→ Exercise
Write out the data below exactly as given, without any of its pictures.

===============

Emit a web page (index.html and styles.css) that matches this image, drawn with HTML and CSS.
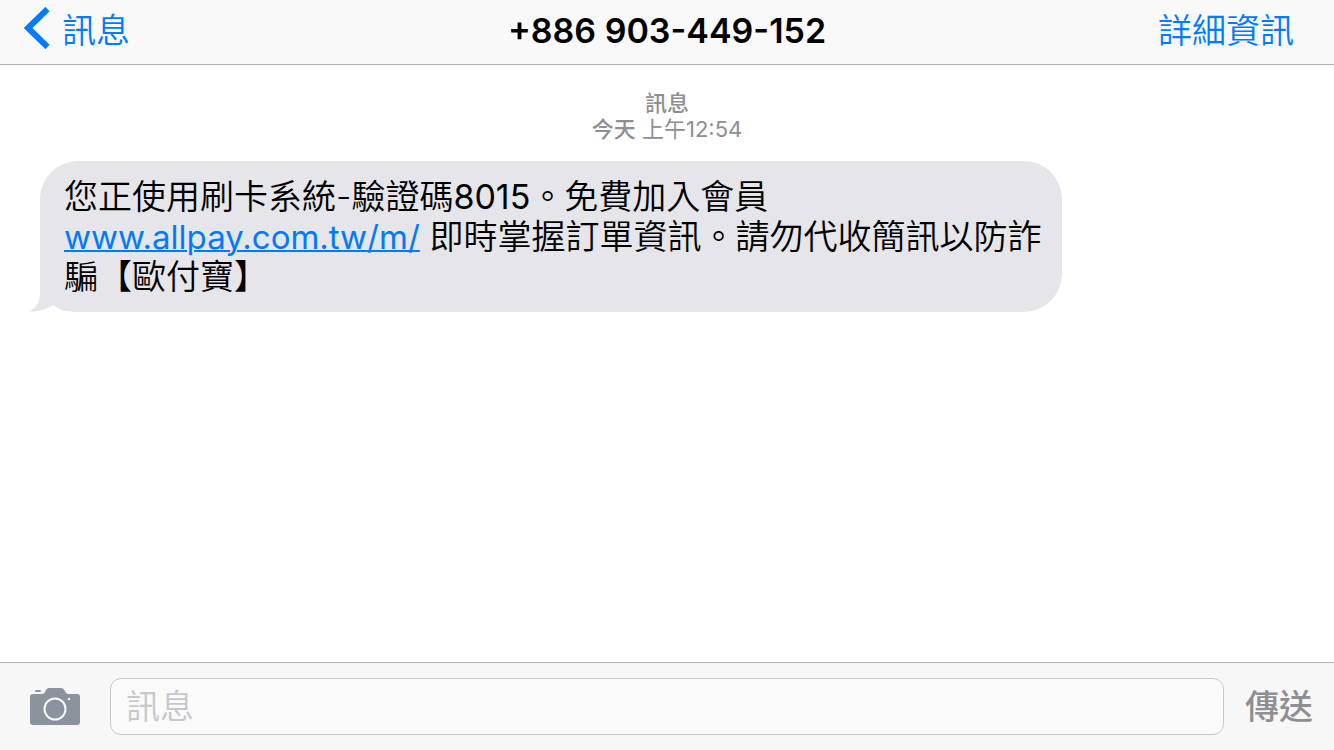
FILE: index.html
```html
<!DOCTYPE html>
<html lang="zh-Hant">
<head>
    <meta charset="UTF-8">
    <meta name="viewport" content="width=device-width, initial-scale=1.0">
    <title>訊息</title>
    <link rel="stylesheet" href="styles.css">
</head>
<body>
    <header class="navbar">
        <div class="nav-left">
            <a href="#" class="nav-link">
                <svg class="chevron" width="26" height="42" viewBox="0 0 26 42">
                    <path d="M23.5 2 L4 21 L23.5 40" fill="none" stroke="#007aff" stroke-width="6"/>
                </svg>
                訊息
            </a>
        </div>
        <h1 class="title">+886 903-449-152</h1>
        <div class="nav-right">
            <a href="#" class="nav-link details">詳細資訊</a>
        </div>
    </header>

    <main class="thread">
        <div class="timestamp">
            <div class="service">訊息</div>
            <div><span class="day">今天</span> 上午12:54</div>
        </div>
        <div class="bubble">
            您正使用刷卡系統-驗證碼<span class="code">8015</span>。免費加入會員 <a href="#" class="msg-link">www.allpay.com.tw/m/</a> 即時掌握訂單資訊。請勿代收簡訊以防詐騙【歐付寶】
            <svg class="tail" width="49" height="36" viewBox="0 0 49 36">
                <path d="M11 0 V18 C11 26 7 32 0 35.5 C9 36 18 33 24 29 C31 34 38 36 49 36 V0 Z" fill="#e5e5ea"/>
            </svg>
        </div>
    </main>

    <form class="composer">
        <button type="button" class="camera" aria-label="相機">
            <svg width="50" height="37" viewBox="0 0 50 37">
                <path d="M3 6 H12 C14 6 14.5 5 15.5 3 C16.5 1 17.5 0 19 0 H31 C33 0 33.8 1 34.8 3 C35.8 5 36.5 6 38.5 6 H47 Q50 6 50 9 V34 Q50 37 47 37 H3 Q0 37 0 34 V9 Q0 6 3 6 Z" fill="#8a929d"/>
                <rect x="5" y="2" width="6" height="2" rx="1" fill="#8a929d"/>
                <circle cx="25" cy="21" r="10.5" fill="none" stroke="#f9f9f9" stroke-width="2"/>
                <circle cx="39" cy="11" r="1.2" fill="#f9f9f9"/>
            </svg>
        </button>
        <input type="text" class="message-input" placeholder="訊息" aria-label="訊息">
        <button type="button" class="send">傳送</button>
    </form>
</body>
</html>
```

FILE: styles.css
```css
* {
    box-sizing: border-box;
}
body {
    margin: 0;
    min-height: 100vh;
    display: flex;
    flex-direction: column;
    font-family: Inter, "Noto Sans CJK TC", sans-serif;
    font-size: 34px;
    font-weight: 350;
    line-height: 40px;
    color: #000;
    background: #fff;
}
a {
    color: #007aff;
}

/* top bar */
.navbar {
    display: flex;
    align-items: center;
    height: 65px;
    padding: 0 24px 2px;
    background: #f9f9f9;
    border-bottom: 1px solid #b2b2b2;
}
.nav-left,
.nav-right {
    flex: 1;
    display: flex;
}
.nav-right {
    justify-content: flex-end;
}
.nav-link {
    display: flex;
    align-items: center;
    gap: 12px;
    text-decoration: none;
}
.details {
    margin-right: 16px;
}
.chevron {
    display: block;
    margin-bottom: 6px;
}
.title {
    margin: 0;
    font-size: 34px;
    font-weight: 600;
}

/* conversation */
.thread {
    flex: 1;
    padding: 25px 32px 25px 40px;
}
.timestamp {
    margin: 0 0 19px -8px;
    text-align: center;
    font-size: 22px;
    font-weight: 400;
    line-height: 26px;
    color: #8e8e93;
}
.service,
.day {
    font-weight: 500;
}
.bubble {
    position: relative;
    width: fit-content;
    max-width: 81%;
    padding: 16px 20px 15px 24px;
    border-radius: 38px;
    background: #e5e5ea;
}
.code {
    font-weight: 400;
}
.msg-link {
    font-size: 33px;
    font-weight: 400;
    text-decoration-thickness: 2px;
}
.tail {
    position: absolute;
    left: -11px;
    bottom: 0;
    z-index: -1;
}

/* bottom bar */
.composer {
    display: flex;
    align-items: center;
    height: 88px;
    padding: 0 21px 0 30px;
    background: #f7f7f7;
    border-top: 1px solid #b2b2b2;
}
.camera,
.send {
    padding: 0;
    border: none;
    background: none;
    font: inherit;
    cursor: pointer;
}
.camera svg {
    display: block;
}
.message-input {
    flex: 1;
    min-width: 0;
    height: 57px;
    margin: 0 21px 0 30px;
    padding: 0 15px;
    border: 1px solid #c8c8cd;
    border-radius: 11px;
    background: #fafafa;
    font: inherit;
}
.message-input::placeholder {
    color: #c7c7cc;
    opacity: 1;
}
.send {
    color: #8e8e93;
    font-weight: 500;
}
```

===============

→ Expected answer
Emit a web page (index.html and styles.css) that matches this image, drawn with HTML and CSS.
FILE: index.html
```html
<!DOCTYPE html>
<html lang="zh-Hant">
<head>
    <meta charset="UTF-8">
    <meta name="viewport" content="width=device-width, initial-scale=1.0">
    <title>訊息</title>
    <link rel="stylesheet" href="styles.css">
</head>
<body>
    <header class="navbar">
        <div class="nav-left">
            <a href="#" class="nav-link">
                <svg class="chevron" width="26" height="42" viewBox="0 0 26 42">
                    <path d="M23.5 2 L4 21 L23.5 40" fill="none" stroke="#007aff" stroke-width="6"/>
                </svg>
                訊息
            </a>
        </div>
        <h1 class="title">+886 903-449-152</h1>
        <div class="nav-right">
            <a href="#" class="nav-link details">詳細資訊</a>
        </div>
    </header>

    <main class="thread">
        <div class="timestamp">
            <div class="service">訊息</div>
            <div><span class="day">今天</span> 上午12:54</div>
        </div>
        <div class="bubble">
            您正使用刷卡系統-驗證碼<span class="code">8015</span>。免費加入會員 <a href="#" class="msg-link">www.allpay.com.tw/m/</a> 即時掌握訂單資訊。請勿代收簡訊以防詐騙【歐付寶】
            <svg class="tail" width="49" height="36" viewBox="0 0 49 36">
                <path d="M11 0 V18 C11 26 7 32 0 35.5 C9 36 18 33 24 29 C31 34 38 36 49 36 V0 Z" fill="#e5e5ea"/>
            </svg>
        </div>
    </main>

    <form class="composer">
        <button type="button" class="camera" aria-label="相機">
            <svg width="50" height="37" viewBox="0 0 50 37">
                <path d="M3 6 H12 C14 6 14.5 5 15.5 3 C16.5 1 17.5 0 19 0 H31 C33 0 33.8 1 34.8 3 C35.8 5 36.5 6 38.5 6 H47 Q50 6 50 9 V34 Q50 37 47 37 H3 Q0 37 0 34 V9 Q0 6 3 6 Z" fill="#8a929d"/>
                <rect x="5" y="2" width="6" height="2" rx="1" fill="#8a929d"/>
                <circle cx="25" cy="21" r="10.5" fill="none" stroke="#f9f9f9" stroke-width="2"/>
                <circle cx="39" cy="11" r="1.2" fill="#f9f9f9"/>
            </svg>
        </button>
        <input type="text" class="message-input" placeholder="訊息" aria-label="訊息">
        <button type="button" class="send">傳送</button>
    </form>
</body>
</html>
```

FILE: styles.css
```css
* {
    box-sizing: border-box;
}
body {
    margin: 0;
    min-height: 100vh;
    display: flex;
    flex-direction: column;
    font-family: Inter, "Noto Sans CJK TC", sans-serif;
    font-size: 34px;
    font-weight: 350;
    line-height: 40px;
    color: #000;
    background: #fff;
}
a {
    color: #007aff;
}

/* top bar */
.navbar {
    display: flex;
    align-items: center;
    height: 65px;
    padding: 0 24px 2px;
    background: #f9f9f9;
    border-bottom: 1px solid #b2b2b2;
}
.nav-left,
.nav-right {
    flex: 1;
    display: flex;
}
.nav-right {
    justify-content: flex-end;
}
.nav-link {
    display: flex;
    align-items: center;
    gap: 12px;
    text-decoration: none;
}
.details {
    margin-right: 16px;
}
.chevron {
    display: block;
    margin-bottom: 6px;
}
.title {
    margin: 0;
    font-size: 34px;
    font-weight: 600;
}

/* conversation */
.thread {
    flex: 1;
    padding: 25px 32px 25px 40px;
}
.timestamp {
    margin: 0 0 19px -8px;
    text-align: center;
    font-size: 22px;
    font-weight: 400;
    line-height: 26px;
    color: #8e8e93;
}
.service,
.day {
    font-weight: 500;
}
.bubble {
    position: relative;
    width: fit-content;
    max-width: 81%;
    padding: 16px 20px 15px 24px;
    border-radius: 38px;
    background: #e5e5ea;
}
.code {
    font-weight: 400;
}
.msg-link {
    font-size: 33px;
    font-weight: 400;
    text-decoration-thickness: 2px;
}
.tail {
    position: absolute;
    left: -11px;
    bottom: 0;
    z-index: -1;
}

/* bottom bar */
.composer {
    display: flex;
    align-items: center;
    height: 88px;
    padding: 0 21px 0 30px;
    background: #f7f7f7;
    border-top: 1px solid #b2b2b2;
}
.camera,
.send {
    padding: 0;
    border: none;
    background: none;
    font: inherit;
    cursor: pointer;
}
.camera svg {
    display: block;
}
.message-input {
    flex: 1;
    min-width: 0;
    height: 57px;
    margin: 0 21px 0 30px;
    padding: 0 15px;
    border: 1px solid #c8c8cd;
    border-radius: 11px;
    background: #fafafa;
    font: inherit;
}
.message-input::placeholder {
    color: #c7c7cc;
    opacity: 1;
}
.send {
    color: #8e8e93;
    font-weight: 500;
}
```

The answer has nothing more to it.